Они вышли рука об руку из аудитории. Был канун Нового Года, и вокруг них сновали счастливые люди с елками, источающими густой хвойный запах. У одних он вызывает в памяти новогодний бал-маскарад, у других — панихиду.

— Вот что, Юра, — сказал профессор, когда они миновали целый квартал, — с некоторых пор я заинтересовался одной научной проблемой. Суть Вы узнаете позже, если, конечно, не откажите старику еще до этого. Важнее то, что решить в одиночку ее невозможно. Мне нужен помощник, которому я смог бы довериться, и который доверяет мне.

Кондрахин был заинтригован.

— А почему не сделать это всем кружком? — спросил он.

— Нельзя, — покачал головой Мирицкий. — Проблема выдается за рамки традиционных для нашей медицины и науки в целом. Слишком далеко выдается. Итак, Вы приняли решение?

— Еще в аудитории, — обиженно ответил Юрий. — А я своих решений не меняю.

— Это зря, — усмехнулся Мирицкий, — это попахивает догматизмом.

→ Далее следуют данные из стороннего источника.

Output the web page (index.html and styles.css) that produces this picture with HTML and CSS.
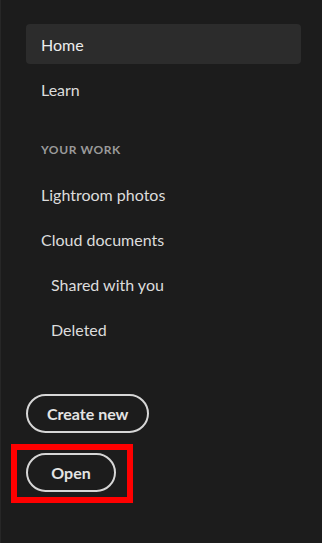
FILE: index.html
```html
<!DOCTYPE html>
<html lang="en">
<head>
<meta charset="utf-8">
<title>Sidebar</title>
<link rel="stylesheet" href="styles.css">
</head>
<body>
<aside class="sidebar">
  <nav class="nav">
    <a class="nav-item active">Home</a>
    <a class="nav-item">Learn</a>
    <div class="section-label">YOUR WORK</div>
    <a class="nav-item">Lightroom photos</a>
    <a class="nav-item">Cloud documents</a>
    <a class="nav-item sub">Shared with you</a>
    <a class="nav-item sub">Deleted</a>
  </nav>
  <div class="actions">
    <button class="btn">Create new</button>
    <div class="open-wrap">
      <button class="btn">Open</button>
      <span class="highlight"></span>
    </div>
  </div>
</aside>
</body>
</html>
```

FILE: styles.css
```css
html, body {
  margin: 0;
  padding: 0;
  background: #1c1c1c;
  height: 100%;
}
body {
  font-family: Lato, "Open Sans", sans-serif;
  color: #dedede;
}
.sidebar {
  box-sizing: border-box;
  height: 543px;
  border-left: 1px solid #272727;
  padding: 24px 21px 0 25px;
}
.nav {
  display: flex;
  flex-direction: column;
  gap: 5px;
}
.nav-item {
  display: flex;
  align-items: center;
  height: 40px;
  padding-left: 15px;
  border-radius: 4px;
  font-size: 16px;
  color: #dcdcdc;
}
.nav-item.active {
  background: #2c2c2c;
  color: #ececec;
}
.nav-item.sub {
  padding-left: 25px;
}
.section-label {
  display: flex;
  align-items: center;
  height: 40px;
  margin-top: 15px;
  padding-left: 15px;
  font-size: 12px;
  font-weight: 700;
  letter-spacing: 0.6px;
  color: #9a9a9a;
}
.actions {
  display: flex;
  flex-direction: column;
  align-items: flex-start;
  gap: 20px;
  margin-top: 45px;
}
.btn {
  box-sizing: border-box;
  height: 39px;
  min-width: 90px;
  padding: 0 19px;
  border: 2px solid #d6d6d6;
  border-radius: 20px;
  background: transparent;
  color: #e4e4e4;
  font-family: Lato, "Open Sans", sans-serif;
  font-size: 16px;
  font-weight: 700;
}
.open-wrap {
  position: relative;
}
.highlight {
  position: absolute;
  left: -15px;
  top: -9px;
  width: 122px;
  height: 59px;
  box-sizing: border-box;
  border: 6px solid #ff0000;
}
```
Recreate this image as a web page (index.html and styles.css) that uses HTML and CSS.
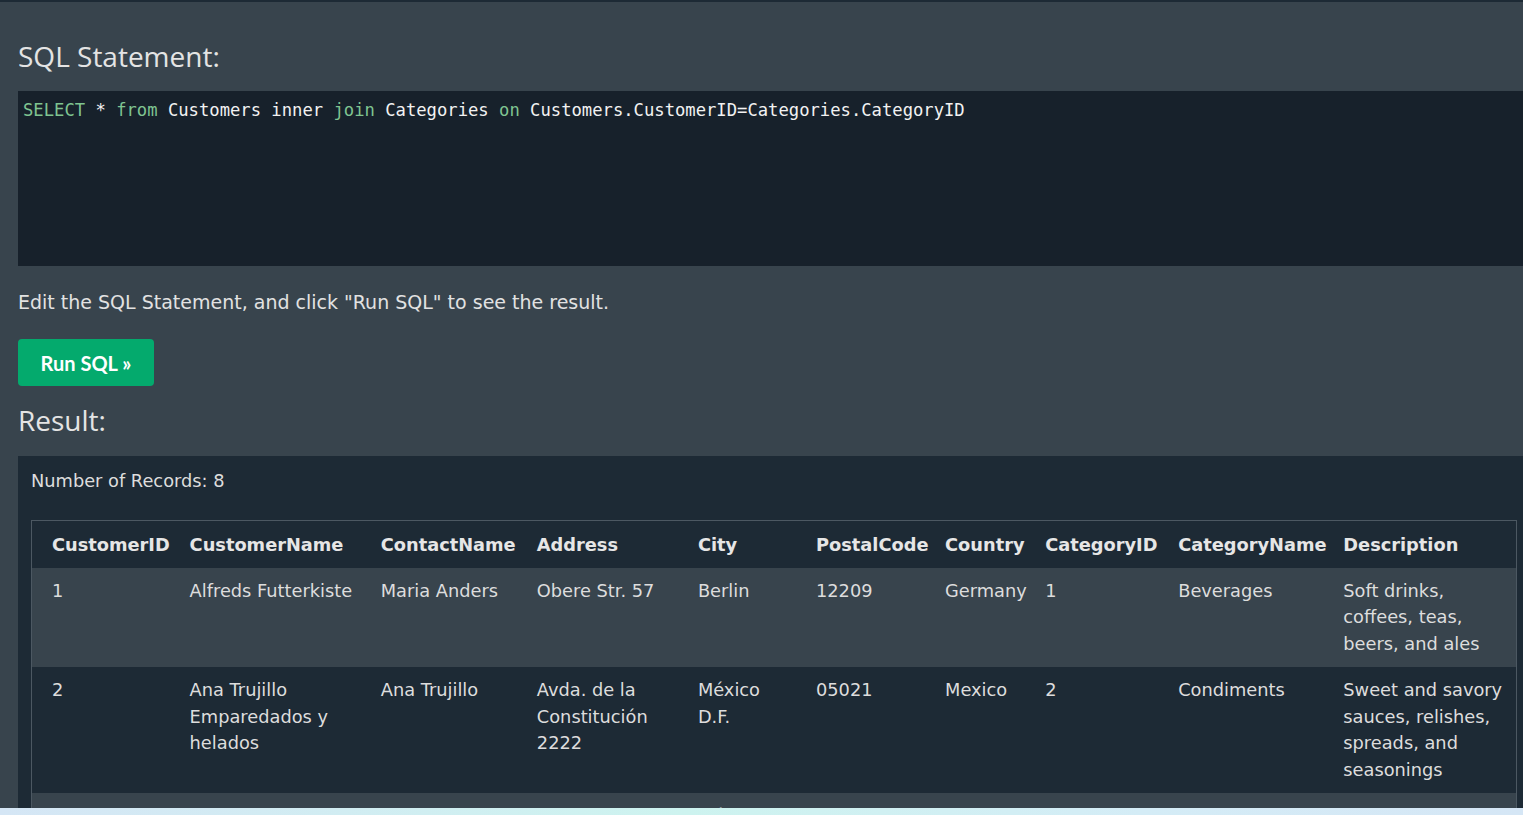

Путь в науку, юноша, сложен, извилист и коварен. Последнее обстоятельство зависит только от нас. Впрочем, у Вас будет время это понять и оценить. Сейчас же я хочу попросить о следующем: два раза в неделю, если сможете, нужно будет являться ко мне домой. Мы, кстати, сейчас туда и идем, я специально хочу показать Вам, где я живу. С собою ничего не брать, все найдется на месте. И последнее — но, может быть, самое главное. Мне будет крайне неприятно, если о содержании наших экспериментов преждевременно узнает хоть одна живая душа. Даже, милостивый государь, в том случае, если промежуточный успех вскружит Вашу голову и вызовет зуд языкоглоточного нерва. Еще раз: согласны?

Юрий был согласен на все. Работать с самим Мирицким! Да еще над проблемой, о которой и заикаться нельзя! Это тебе не студенческий кружок, хотя и от него, надо признаться, польза немалая.

— А вот и мой дом, — сказал профессор. — Видите три горящих окна на третьем этаже? Значит, все в сборе, и, как всегда, наводят порядок в моем кабинете. Зайдем! Чайку с морозцу — прелесть!

К такому стремительному развитию событий Кондрахин был попросту не готов и отрицательно помотал головой. К тому же в общежитии его ждала Марина. Весьма веская причина, чтобы откланяться.

— Ну-с, не смею настаивать, — приподнял каракулевую шапку Мирицкий. — Жду Вас после праздников, скажем, третьего числа. Устроит? Часиков в семь вечера.

Не знал, не чувствовал тогда Юрий, что с этой вечерней прогулки перевернется все его мировоззрение, да что там мировоззрение — вся судьба.

Первый визит к Мирицкому поразил Юрия. Впервые он видел столько книг в частной квартире. Книги в шкафах, на стеллажах и отдельных подвесных полках. Книги на кухне, где супруга профессора настояла на ужине, и даже на пианино. Но еще больше библиотеки потряс Кондрахина разговор, состоявшийся в кабинете профессора.

— Нам предстоит заниматься загадочными, с точки зрения современной науки, явлениями, связанными с функционированием нашей нервной системы, — объявил Мирицкий за чашкой ароматного кофе. — Такими, как способность передавать мысли на расстояние, управление предметами одной лишь силой воли и так далее. Наука об этом получила название парапсихологии.